C’est un album retour aux sources «Sen Gawlo Eksyna». C’était une longue demande de mes fans, de mon public. Et comme je suis une artiste qui accepte le désir de ses fans, je cède à leur demande. D’ailleurs, ce côté traditionnel me permet de sortir, de montrer mes tripes gawlo, griottes, d’afficher mes origines, d’aller dans ses sensibilités, ses sonorités, avec la présence du xalam, des balafons, de la kora… Et surtout, les chœurs qui chantent de manière traditionnelle avec le titre «Jeri Dior Ndélla». Et au-delà de ça, cet album rend hommage à des héros de l’histoire. Par exemple, «Jeri Dior Ndélla» raconte l’histoire d’un de nos héros que les enfants, les jeunes ne connaissaient pas. Il est important de connaître aujourd’hui l’histoire de son pays. Car c’est en connaissant cette histoire qu’on peut connaître son identité. Et quand on connaît son identité, on sait où on va, on sait qui on est et on sait comment parler, comment s’asseoir.
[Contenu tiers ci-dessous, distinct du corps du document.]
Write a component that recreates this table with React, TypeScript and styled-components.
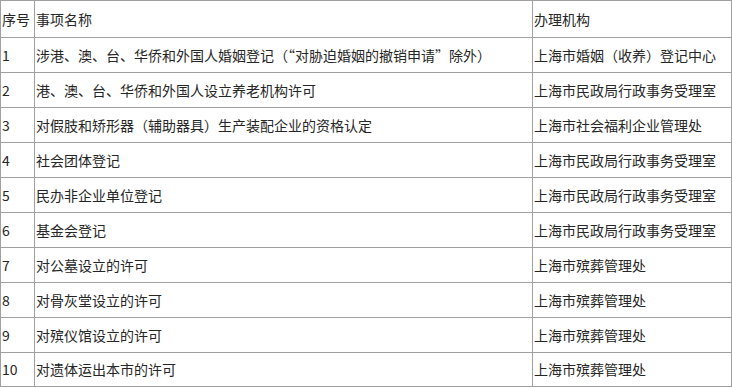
import React from "react";
import styled, { createGlobalStyle } from "styled-components";

const Global = createGlobalStyle`
  html, body { margin: 0; padding: 0; background: #ffffff; }
  body { font-family: "Noto Sans CJK SC", "Noto Sans", sans-serif; }
`;

const Table = styled.table`
  border-collapse: collapse;
  table-layout: fixed;
  width: 731px;
  border: 1px solid #3a3a3a;
  font-family: "Noto Sans CJK SC", "Noto Sans", sans-serif;
  font-size: 14px;
  color: #262626;
`;

const Row = styled.tr<{ $h: number }>`
  height: ${(p) => p.$h}px;
`;

const Cell = styled.td`
  border: 1px solid #a0a0a0;
  padding: 0 0 1px 1px;
  vertical-align: middle;
  white-space: nowrap;
  overflow: hidden;
  line-height: 18px;
`;

const rows: [string, string, string][] = [
  ["1", "涉港、澳、台、华侨和外国人婚姻登记（“对胁迫婚姻的撤销申请”除外）", "上海市婚姻（收养）登记中心"],
  ["2", "港、澳、台、华侨和外国人设立养老机构许可", "上海市民政局行政事务受理室"],
  ["3", "对假肢和矫形器（辅助器具）生产装配企业的资格认定", "上海市社会福利企业管理处"],
  ["4", "社会团体登记", "上海市民政局行政事务受理室"],
  ["5", "民办非企业单位登记", "上海市民政局行政事务受理室"],
  ["6", "基金会登记", "上海市民政局行政事务受理室"],
  ["7", "对公墓设立的许可", "上海市殡葬管理处"],
  ["8", "对骨灰堂设立的许可", "上海市殡葬管理处"],
  ["9", "对殡仪馆设立的许可", "上海市殡葬管理处"],
  ["10", "对遗体运出本市的许可", "上海市殡葬管理处"],
];

export default function App() {
  return (
    <>
      <Global />
      <Table>
        <colgroup>
          <col style={{ width: 34 }} />
          <col style={{ width: 498 }} />
          <col style={{ width: 199 }} />
        </colgroup>
        <tbody>
          <Row $h={37}>
            <Cell>序号</Cell>
            <Cell>事项名称</Cell>
            <Cell>办理机构</Cell>
          </Row>
          {rows.map(([n, name, org], i) => (
            <Row key={n} $h={i === rows.length - 1 ? 34 : 35}>
              <Cell>{n}</Cell>
              <Cell>{name}</Cell>
              <Cell>{org}</Cell>
            </Row>
          ))}
        </tbody>
      </Table>
    </>
  );
}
Il y a aussi «Ndaw narré», «Ndouwouri» qui rend hommage à mes parents Peuls à travers Aïssata Tall Sall, une référence pour les femmes.
En tant qu’intellectuelle ce système de gaspillage lors des soirées anniversaires au Grand Théâtre, à Sorano, la manière dont on distribue l’argent ne vous choque-t-il pas ?
Cela me fait mal des fois de fâcher certaines personnes. Car je n’aime pas attrister des gens. Ce qui amène cette situation, c’est que les gens s’attendent généralement à ce que, quand je finis une chanson, je donne mon micro pour que les gens se mettent à parler, leurs délégations parlent et ensuite donnent de l’argent. Moi, j’ai dit : je ne peux pas me permettre ça, je suis désolée. Je suis bien gentille, je veux bien chanter tel ou tel, car je suis une gawlo, digne héritière de la famille des griots et gawlo, donc des historiens, mais, je suis sortie de mon terrain de gawlo, je suis griotte moderne, sur une scène moderne. Donc, je dois faire selon les réalités modernes et les réalités de mon métier. Récemment, au Grand Théâtre, il y a une maman chanteuse et tant d’autres qui se sont sentis vexés, jusqu’à même bouder la salle, parce que tout simplement je leur ai dit que nous ne sommes pas dans un «ngenté» (baptême). Mais, pour moi, ce n’est pas méchant et c’était même sur un ton d’humour.
Le Sénégal est un pays culturellement riche, assez ouvert, on est très fier de certaines de nos valeurs qui sont bonnes, selon le cadre, et qui ne le sont pas, selon d’autres cadres. Parce que, quand on a de l’argent, tel a donné tant, ça fait partie de nos valeurs. Mais c’est de bonnes et belles valeurs quand on est chez soi, dans sa grande cour ou sous sa bâche et qu’on marie sa fille ou qu’on baptise son enfant. Maintenant, quand on est une artiste moderne (elle répète), qu’on veut vendre sa musique sur l’échiquier international et qu’on veut faire une scène moderne, ça peut gêner, à la limite même c’est choquant. Il est bon que ça soit les artistes qui le comprennent. Parce que le public ou la personne qui vous montre autant de générosité ne peut pas le comprendre. Mais je pense que le métier a des règles et des lois que nous nous devons de respecter, il y a une limite à tout. Ce que je sais et que je retiens, je fais un métier, la musique qui n’est pas de l’à-peu-près, ni du tâtonnement.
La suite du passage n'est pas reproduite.